La carretera se adapta al tajo
geológico y me introduce por las montañas. Dan respeto con sus rostros
hieráticos. La caída hacia el río (el Reatillo) es esplendorosa.
Al otro lado del desfiladero
(ideal para cualquier emboscada) se ofrece una amplia vista del embalse de
Buseo, construido entre 1903 y 1915e y que remansa las aguas del Reatillo. Es
una zona de recreo y dan ganas de entregarse a la molicie, pero queda mucha
belleza por descubrir. Las montañas que forma ese enorme recipiente están
forradas de árboles tupidos. Vetas de roca viva rasgan el verde oscuro de sus
copas. Las nubes se resisten a remontar el vuelo y se enganchan en lo alto de
las cumbres. Pongo pie a tierra para deleitarme con esa estampa que me regala
la mañana.
Toda la zona conforma el Parque
Natural Chera-Sot de Chera. No les falta razón para protegerla porque su
importancia ecológica es evidente y hay que preservarla de la especulación y
del turismo que se olvida de la sostenibilidad.

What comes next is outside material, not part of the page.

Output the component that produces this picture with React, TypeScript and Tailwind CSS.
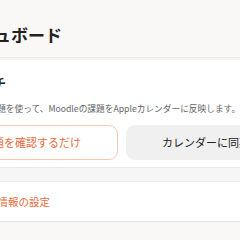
const App = () => {
  return (
    <div
      className="w-[240px] h-[240px] overflow-hidden bg-[#f9f8f6] text-[#222]"
      style={{ fontFamily: '"Noto Sans CJK JP", "Noto Sans", sans-serif' }}
    >
      <div className="ml-[-71px] w-[400px]">
        <header className="h-[58px] flex items-end pb-[14px] px-4 border-b border-[#ebeae8]">
          <h1 className="ml-[-2px] text-[17px] font-bold leading-none">ダッシュボード</h1>
        </header>

        <section className="bg-white pt-[14px] pb-[7px] px-4 border-t-2 border-[#f3f3f2] border-b border-b-[#e8e8e8]">
          <h2 className="ml-[-4px] text-[13px] font-bold leading-[18px]">ワンタッチ</h2>
          <p className="mt-[10px] text-[8.7px] leading-[14px] text-[#666]">
            受け取った課題を使って、Moodleの課題をAppleカレンダーに反映します。
          </p>
          <div className="mt-[9px] flex gap-2">
            <button className="w-[173px] h-[35px] rounded-[9px] border border-[#f7c6b0] bg-white text-[11px] text-[#ea6a3c]">
              課題を確認するだけ
            </button>
            <button className="w-[182px] h-[35px] rounded-[9px] bg-[#f0f0f0] text-[11px] text-[#222]">
              カレンダーに同期する
            </button>
          </div>
        </section>

        <div className="h-[13px] bg-[#f6f6f6]" />

        <section className="bg-white h-[41px] px-4 flex items-center border-t border-[#ececec] border-b border-b-[#e6e6e6]">
          <span className="text-[10.5px] text-[#ea6a3c]">アカウント情報の設定</span>
        </section>
      </div>
    </div>
  );
};

export default App;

El ámbito goza de un punto
salvaje. Ayer por la tarde, durante el diluvio, me crucé con poquísimos coches.
Hoy la tónica es la misma. En otra parada, coincido con unos moteros de
estética Easy Rider que me piden que
les haga una foto. El mirador que hemos elegido resume los elementos que
configuran el paisaje: el río en la profundidad oculta, las montañas que
arrojan al abismo los estrechos valles, la roca que parece agresiva pero que
duerme plácidamente bajo el cielo grisáceo, los árboles que trepan por todas
partes, las flores de primavera que rompen la homogeneidad verde, las torres de
electricidad que son la concesión al progreso, las curvas que conducen al
siguiente destino. Lo que ayer era una pesadilla por las condiciones
meteorológicas hoy es un fabuloso regalo que me encanta y dilata mi corazón.